Emphasis mine. And you can be sure Kurtz knew that when he published his dire warnings about the effect of same-sex marriage in Scandinavia. After all…he had to have poured over the data in his search for evidence damning gay people. He’d have looked at the entire marriage rate data, never doubt it, and he had to have seen that part. He withheld it because it effectively took away his ammunition.
Jim Burroway over at Box Turtle Bulletin goes a step further, noting the Decline in the rate of out of wedlock births in Scandinavia…
But more specifically with respect to civil unions, look at what the data tells us:
- Before 1993, the percentage of births outside of marriage grew steadily by an average of about 9% per year.
- After civil unions were enacted in 1993, the growth of that birth rate slowed dramatically. The the growth rate fell from 9% per year to an average of less than 1.5% per year between 1993 and 2006.
Which means that if there were a cause and effect between Norway’s birth rate outside of marriage and providing civil unions for same-sex couples, the data suggests that civil unions actually had a dramatic affect in slowing the rate of births outside of marriage.
The chart Burroway provides shows the rate climbing since the mid-70s, and then suddenly tapering off after civil unions were enacted.
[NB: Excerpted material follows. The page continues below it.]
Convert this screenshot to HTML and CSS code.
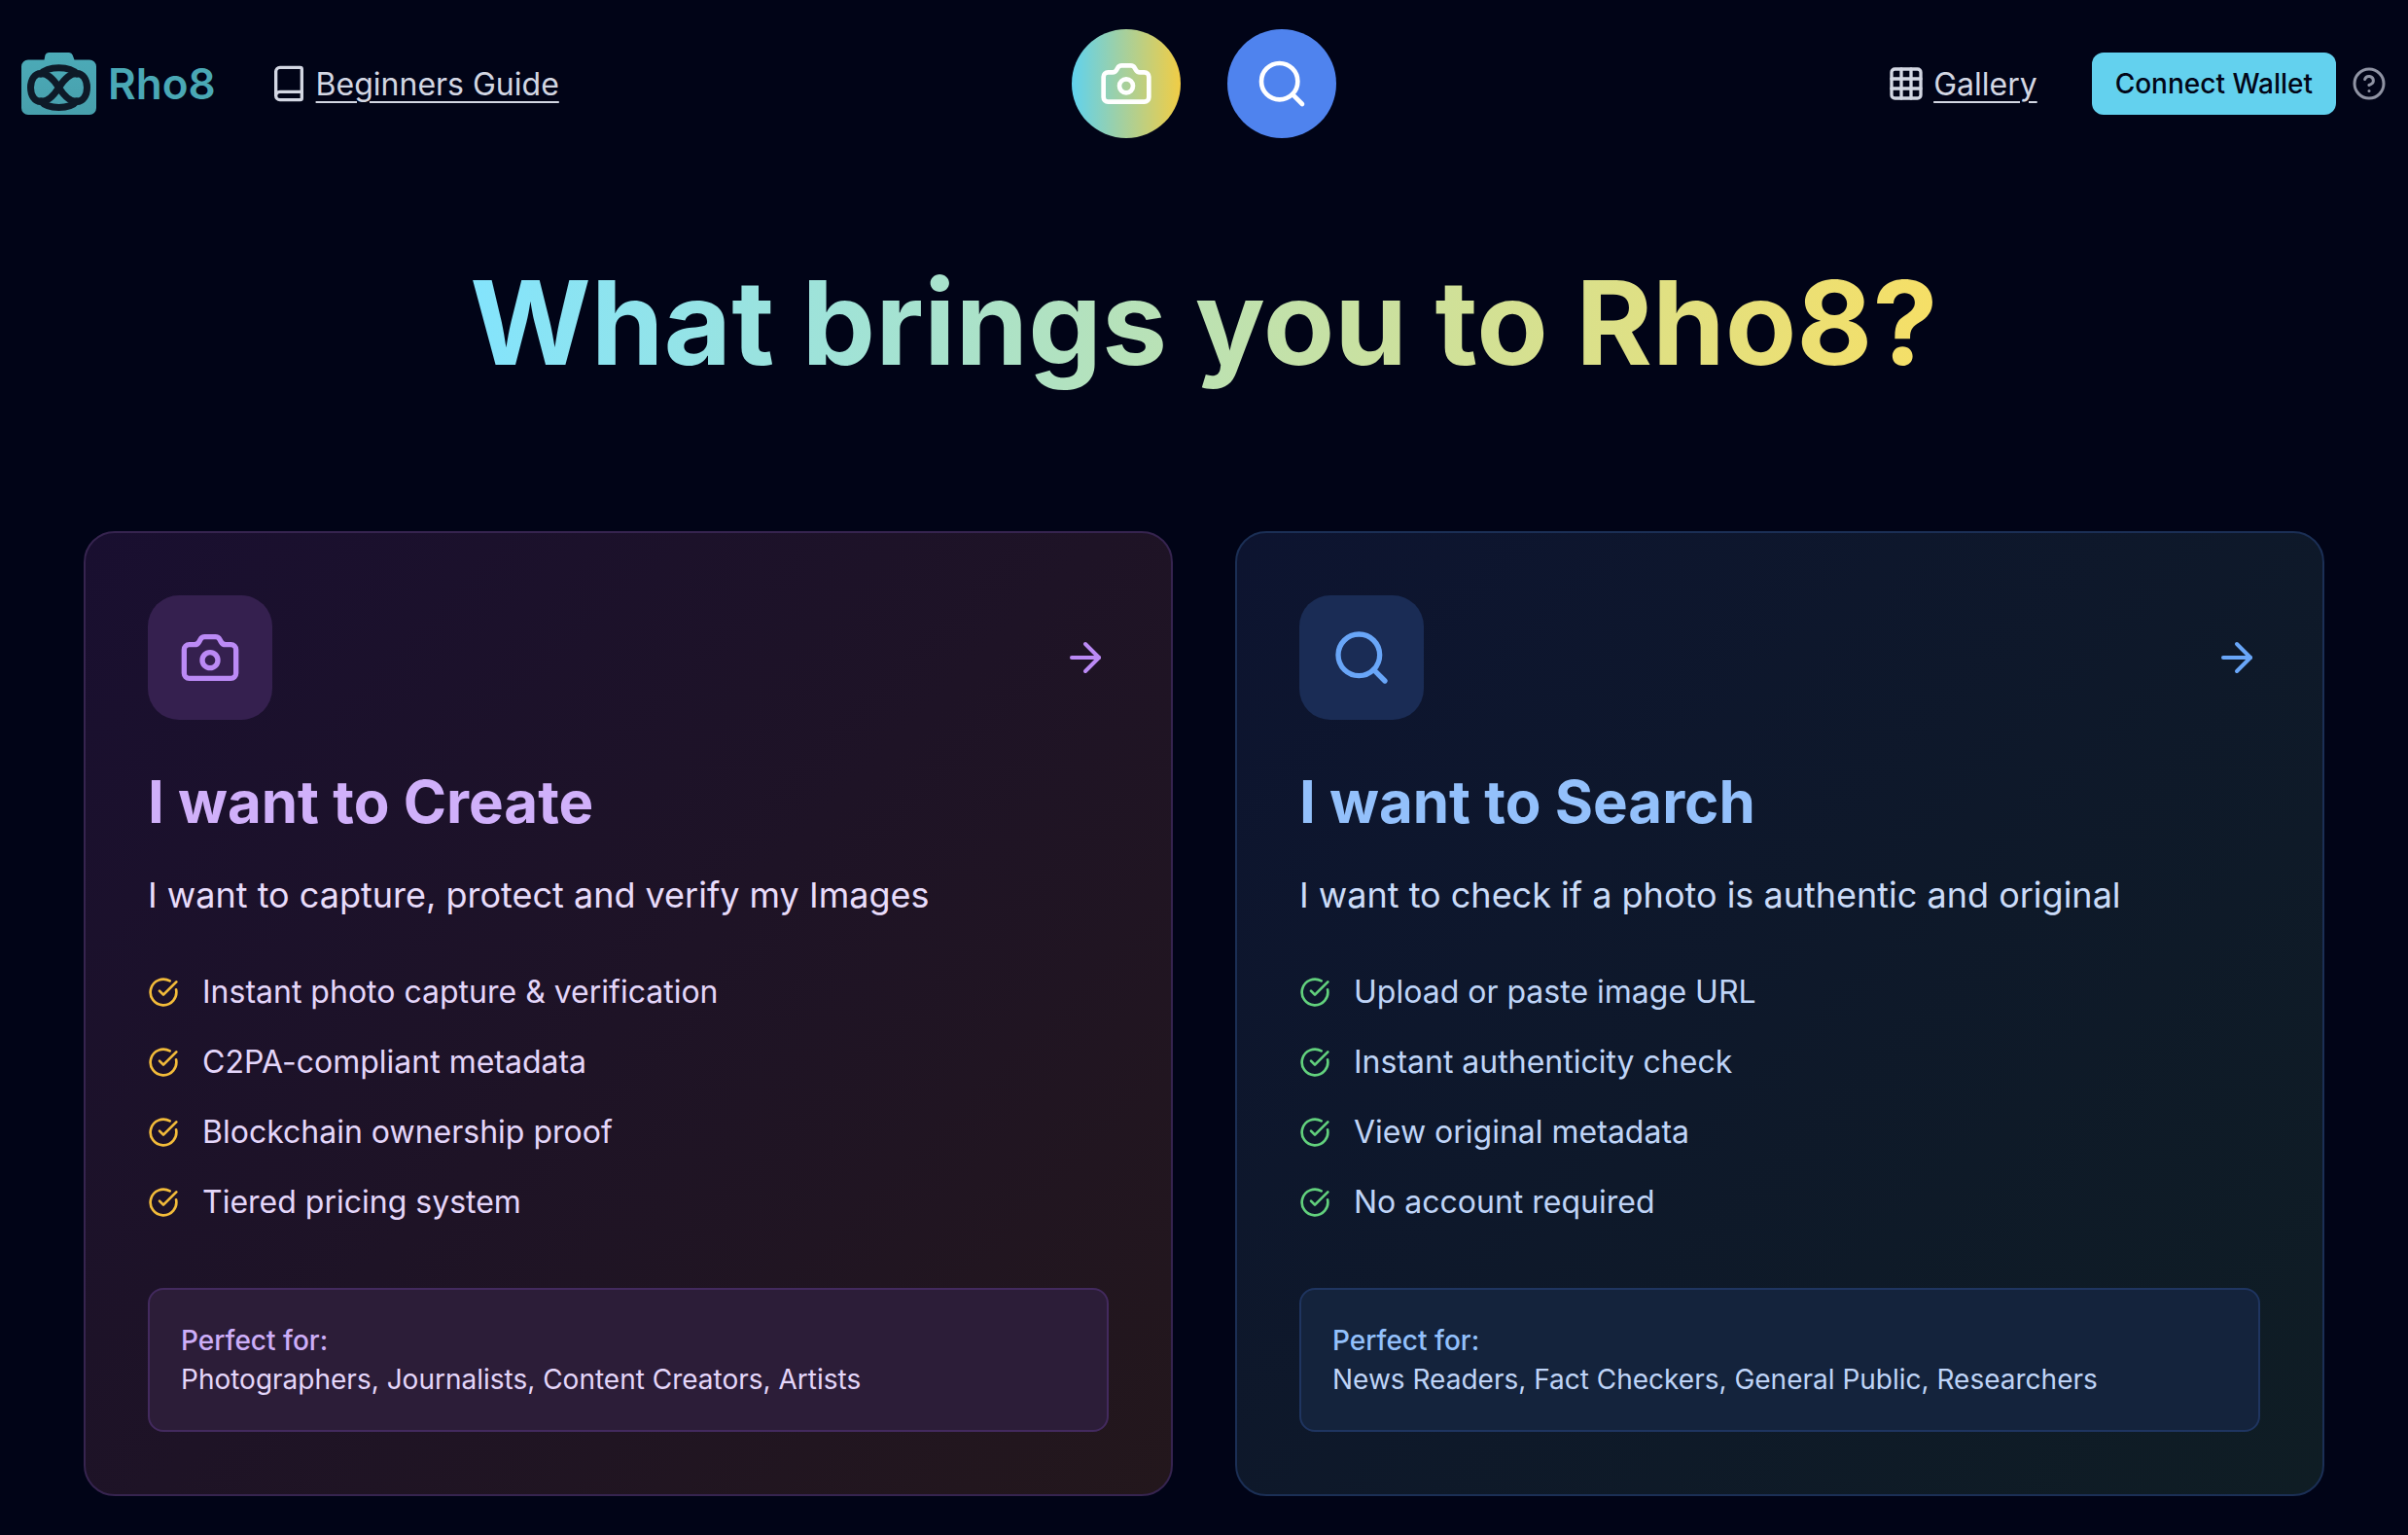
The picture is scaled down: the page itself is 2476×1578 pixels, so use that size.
FILE: index.html

```html
<!DOCTYPE html>
<html>
<head>
<meta charset="utf-8" />
<title>Rho8</title>
<link rel="stylesheet" href="styles.css">
</head>
<body>

<nav class="nav">
	<div class="nav-left">
		<a class="brand">
			<svg class="brand-logo" viewBox="0 0 77 64">
				<defs>
					<linearGradient id="logoFill" x1="0" y1="0" x2="0" y2="1">
						<stop offset="0" stop-color="#4cabb8"/>
						<stop offset="1" stop-color="#479fac"/>
					</linearGradient>
				</defs>
				<path fill="url(#logoFill)" d="M28 0h21a4 4 0 0 1 3.6 2.6L54.5 7.500H70a7 7 0 0 1 7 7V57a7 7 0 0 1-7 7H7a7 7 0 0 1-7-7V14.500a7 7 0 0 1 7-7h16.500l1-4.900A4 4 0 0 1 28 0z"/>
				<path class="logo-ring" d="M38.500 36C33.500 28 28 21.500 20 21.500C13.500 21.500 9.500 28 9.500 36S13.500 50.500 20 50.500C28 50.500 33.500 44 38.500 36C43.500 28 49 21.500 57 21.500C63.500 21.500 67.500 28 67.500 36S63.500 50.500 57 50.500C49 50.500 43.500 44 38.500 36Z"/>
				<path class="logo-ring" d="M20 22C27 13.500 50 13.500 57 22M20 50C27 58.500 50 58.500 57 50"/>
			</svg>
			<span class="brand-name">Rho8</span>
		</a>
		<a class="nav-link">
			<svg class="icon-nav" viewBox="0 0 24 24"><path d="M4 19.500v-15A2.500 2.500 0 0 1 6.500 2H19a1 1 0 0 1 1 1v18a1 1 0 0 1-1 1H6.500a1 1 0 0 1 0-5H20"/></svg>
			<span>Beginners Guide</span>
		</a>
	</div>

	<div class="nav-center">
		<a class="round-btn round-camera">
			<svg class="icon-round" viewBox="0 0 24 24"><path d="M13.997 4a2 2 0 0 1 1.76 1.05l.486.9A2 2 0 0 0 18.003 7H20a2 2 0 0 1 2 2v9a2 2 0 0 1-2 2H4a2 2 0 0 1-2-2V9a2 2 0 0 1 2-2h1.997a2 2 0 0 0 1.759-1.048l.489-.904A2 2 0 0 1 10.004 4z"/><circle cx="12" cy="13" r="3"/></svg>
		</a>
		<a class="round-btn round-search">
			<svg class="icon-round" viewBox="0 0 24 24"><path d="m21 21-4.34-4.34"/><circle cx="11" cy="11" r="8"/></svg>
		</a>
	</div>

	<div class="nav-right">
		<a class="nav-link">
			<svg class="icon-nav" viewBox="0 0 24 24"><rect x="3" y="3" width="18" height="18" rx="2"/><path d="M3 9h18"/><path d="M3 15h18"/><path d="M9 3v18"/><path d="M15 3v18"/></svg>
			<span>Gallery</span>
		</a>
		<button class="wallet-btn">Connect Wallet</button>
		<svg class="icon-help" viewBox="0 0 24 24"><circle cx="12" cy="12" r="10"/><path d="M9.090 9a3 3 0 0 1 5.830 1c0 2-3 3-3 3"/><path d="M12 17h.01"/></svg>
	</div>
</nav>

<main class="main">
	<h1 class="hero">What brings you to Rho8?</h1>

	<div class="cards">

		<section class="card card-create">
			<div class="card-top">
				<div class="card-icon">
					<svg viewBox="0 0 24 24"><path d="M13.997 4a2 2 0 0 1 1.76 1.05l.486.9A2 2 0 0 0 18.003 7H20a2 2 0 0 1 2 2v9a2 2 0 0 1-2 2H4a2 2 0 0 1-2-2V9a2 2 0 0 1 2-2h1.997a2 2 0 0 0 1.759-1.048l.489-.904A2 2 0 0 1 10.004 4z"/><circle cx="12" cy="13" r="3"/></svg>
				</div>
				<svg class="card-arrow" viewBox="0 0 24 24"><path d="M5 12h14"/><path d="m12 5 7 7-7 7"/></svg>
			</div>
			<h2 class="card-title">I want to Create</h2>
			<p class="card-desc">I want to capture, protect and verify my Images</p>
			<ul class="checks">
				<li><svg viewBox="0 0 24 24"><path d="M21.801 10A10 10 0 1 1 17 3.335"/><path d="m9 11 3 3L22 4"/></svg>Instant photo capture &amp; verification</li>
				<li><svg viewBox="0 0 24 24"><path d="M21.801 10A10 10 0 1 1 17 3.335"/><path d="m9 11 3 3L22 4"/></svg>C2PA-compliant metadata</li>
				<li><svg viewBox="0 0 24 24"><path d="M21.801 10A10 10 0 1 1 17 3.335"/><path d="m9 11 3 3L22 4"/></svg>Blockchain ownership proof</li>
				<li><svg viewBox="0 0 24 24"><path d="M21.801 10A10 10 0 1 1 17 3.335"/><path d="m9 11 3 3L22 4"/></svg>Tiered pricing system</li>
			</ul>
			<div class="perfect">
				<div class="perfect-label">Perfect for:</div>
				<div class="perfect-text">Photographers, Journalists, Content Creators, Artists</div>
			</div>
		</section>

		<section class="card card-search">
			<div class="card-top">
				<div class="card-icon">
					<svg viewBox="0 0 24 24"><path d="m21 21-4.34-4.34"/><circle cx="11" cy="11" r="8"/></svg>
				</div>
				<svg class="card-arrow" viewBox="0 0 24 24"><path d="M5 12h14"/><path d="m12 5 7 7-7 7"/></svg>
			</div>
			<h2 class="card-title">I want to Search</h2>
			<p class="card-desc">I want to check if a photo is authentic and original</p>
			<ul class="checks">
				<li><svg viewBox="0 0 24 24"><path d="M21.801 10A10 10 0 1 1 17 3.335"/><path d="m9 11 3 3L22 4"/></svg>Upload or paste image URL</li>
				<li><svg viewBox="0 0 24 24"><path d="M21.801 10A10 10 0 1 1 17 3.335"/><path d="m9 11 3 3L22 4"/></svg>Instant authenticity check</li>
				<li><svg viewBox="0 0 24 24"><path d="M21.801 10A10 10 0 1 1 17 3.335"/><path d="m9 11 3 3L22 4"/></svg>View original metadata</li>
				<li><svg viewBox="0 0 24 24"><path d="M21.801 10A10 10 0 1 1 17 3.335"/><path d="m9 11 3 3L22 4"/></svg>No account required</li>
			</ul>
			<div class="perfect">
				<div class="perfect-label">Perfect for:</div>
				<div class="perfect-text">News Readers, Fact Checkers, General Public, Researchers</div>
			</div>
		</section>

	</div>
</main>

</body>
</html>
```

FILE: styles.css

```css
* {
	box-sizing: border-box;
}
html, body {
	margin: 0;
	height: 100%;
}
body {
	background: #010417;
	font-family: Inter, "Liberation Sans", sans-serif;
	overflow: hidden;
}
svg {
	display: block;
	fill: none;
	stroke: currentColor;
	stroke-width: 2;
	stroke-linecap: round;
	stroke-linejoin: round;
	flex: none;
}

/* top bar */
.nav {
	display: grid;
	grid-template-columns: 1fr auto 1fr;
	align-items: center;
	padding: 30px 22px 30px 22px;
}
.nav-left, .nav-right, .nav-center {
	display: flex;
	align-items: center;
}
.nav-left {
	gap: 55px;
}
.nav-center {
	gap: 48px;
}
.nav-right {
	justify-content: flex-end;
}
.brand {
	display: flex;
	align-items: center;
	gap: 12px;
}
.brand-logo {
	width: 77px;
	height: 64px;
	stroke: none;
}
.logo-ring {
	fill: none;
	stroke: #0e1a28;
	stroke-width: 7;
}
.brand-name {
	font-size: 44px;
	font-weight: 600;
	color: #4aa8b5;
}
.nav-link {
	display: flex;
	align-items: center;
	gap: 8px;
	font-size: 32px;
	font-weight: 400;
	color: #d3d7e3;
	text-decoration: none;
}
.nav-link span {
	text-decoration: underline;
	text-underline-offset: 6px;
	text-decoration-thickness: 2px;
}
.icon-nav {
	width: 40px;
	height: 40px;
}
.round-btn {
	display: flex;
	align-items: center;
	justify-content: center;
	width: 112px;
	height: 112px;
	border-radius: 50%;
	color: #fff;
}
.round-camera {
	background: linear-gradient(to right, #60d2ee, #f1cd45);
}
.round-search {
	background: #4f83ee;
}
.icon-round {
	width: 56px;
	height: 56px;
}
.wallet-btn {
	height: 64px;
	margin-left: 56px;
	padding: 0 24px;
	border: 0;
	border-radius: 12px;
	background: #63d1ee;
	color: #020617;
	font-family: inherit;
	font-size: 28px;
	font-weight: 500;
}
.icon-help {
	width: 36px;
	height: 36px;
	margin-left: 16px;
	color: #8f93a3;
}

/* heading */
.hero {
	width: max-content;
	margin: 100px auto 134px;
	padding-bottom: 20px;
	font-size: 120px;
	line-height: 120px;
	font-weight: 700;
	background: linear-gradient(to right, #83e4fd, #f6df66);
	-webkit-background-clip: text;
	background-clip: text;
	color: transparent;
}

/* cards */
.cards {
	display: grid;
	grid-template-columns: 1fr 1fr;
	gap: 64px;
	width: 2304px;
	margin: 0 auto;
}
.card {
	padding: 64px;
	border: 2px solid;
	border-radius: 32px;
}
.card-create {
	background: linear-gradient(135deg, #190f30, #23171c);
	border-color: #36244f;
}
.card-search {
	background: linear-gradient(135deg, #0d1430, #0f1d24);
	border-color: #1b2f55;
}
.card-top {
	display: flex;
	align-items: center;
	justify-content: space-between;
	margin-bottom: 48px;
}
.card-icon {
	display: flex;
	align-items: center;
	justify-content: center;
	width: 128px;
	height: 128px;
	border-radius: 32px;
}
.card-icon svg {
	width: 64px;
	height: 64px;
}
.card-arrow {
	width: 48px;
	height: 48px;
}
.card-title {
	margin: 0 0 32px;
	font-size: 60px;
	line-height: 72px;
	font-weight: 700;
}
.card-desc {
	margin: 0 0 48px;
	font-size: 36px;
	line-height: 56px;
	font-weight: 400;
}
.checks {
	display: flex;
	flex-direction: column;
	gap: 24px;
	margin: 0 0 64px;
	padding: 0;
	list-style: none;
}
.checks li {
	display: flex;
	align-items: center;
	gap: 24px;
	font-size: 32px;
	line-height: 48px;
	font-weight: 400;
}
.checks svg {
	width: 32px;
	height: 32px;
}
.perfect {
	padding: 32px;
	border: 2px solid;
	border-radius: 16px;
	font-size: 28px;
	line-height: 40px;
	font-weight: 400;
}
.perfect-label {
	font-weight: 500;
}

.card-create .card-icon { background: #35204f; color: #bb8af5; }
.card-create .card-arrow { color: #bb8af5; }
.card-create .card-title { color: #d0b0fa; }
.card-create .card-desc { color: #e8dcfb; }
.card-create .checks { color: #e4d6fa; }
.card-create .checks svg { color: #f3bc3a; }
.card-create .perfect { background: #2c1d38; border-color: #432a5e; color: #e4d6fa; }
.card-create .perfect-label { color: #cdaef8; }

.card-search .card-icon { background: #1a2c55; color: #69a6f8; }
.card-search .card-arrow { color: #69a6f8; }
.card-search .card-title { color: #93c0fb; }
.card-search .card-desc { color: #cbdcf9; }
.card-search .checks { color: #bfd4f7; }
.card-search .checks svg { color: #62d17d; }
.card-search .perfect { background: #14233c; border-color: #1f3560; color: #bfd4f7; }
.card-search .perfect-label { color: #93c0fb; }
```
Of course, coincidence is not causality, and the plain fact is that civil unions were probably of utterly no consequence in any sense. Since when did heterosexuals decide how to live their intimate lives based on what homosexuals do with theirs? Is this rocket science?
What happened to change how heterosexuals lived their lives in the 1970s wasn’t gay liberation, but women’s. The pill happened. Women became more independent of men. They could have their own lives. Marriage wasn’t a foregone conclusion for them, the home not the only life they were allowed to have anymore. Given all that, of course the patterns of marriage would change. Opposite sex couples still marry…they just go down a different road to it now…both of them, together, as equals.
And make no mistake…that’s what Santorum and his kind want to change. This isn’t about same-sex marriage. It’s about the prerogative of powerful males. It’s about taking us all back to a day when certain males of a certain class had power and status simply by virtue of their being males of a certain class, and the rest of us, women, minorities, laborers, heathens, knew our place and our lives only had context in service to them. It was once their world, and the rest of us just lived in it. That’s why they fight. Because in this world of ever expanding knowledge, freedom and justice, they are the biggest losers. Where status doesn’t count, you actually have to be something, and all they know how to be, is 18th century privileged males.
Actually Rick, the voters of Pennsylvania gave you a wake-up call when they booted your ass out of office last election. And you’re still walking though life half-asleep, half comatose, aren’t you?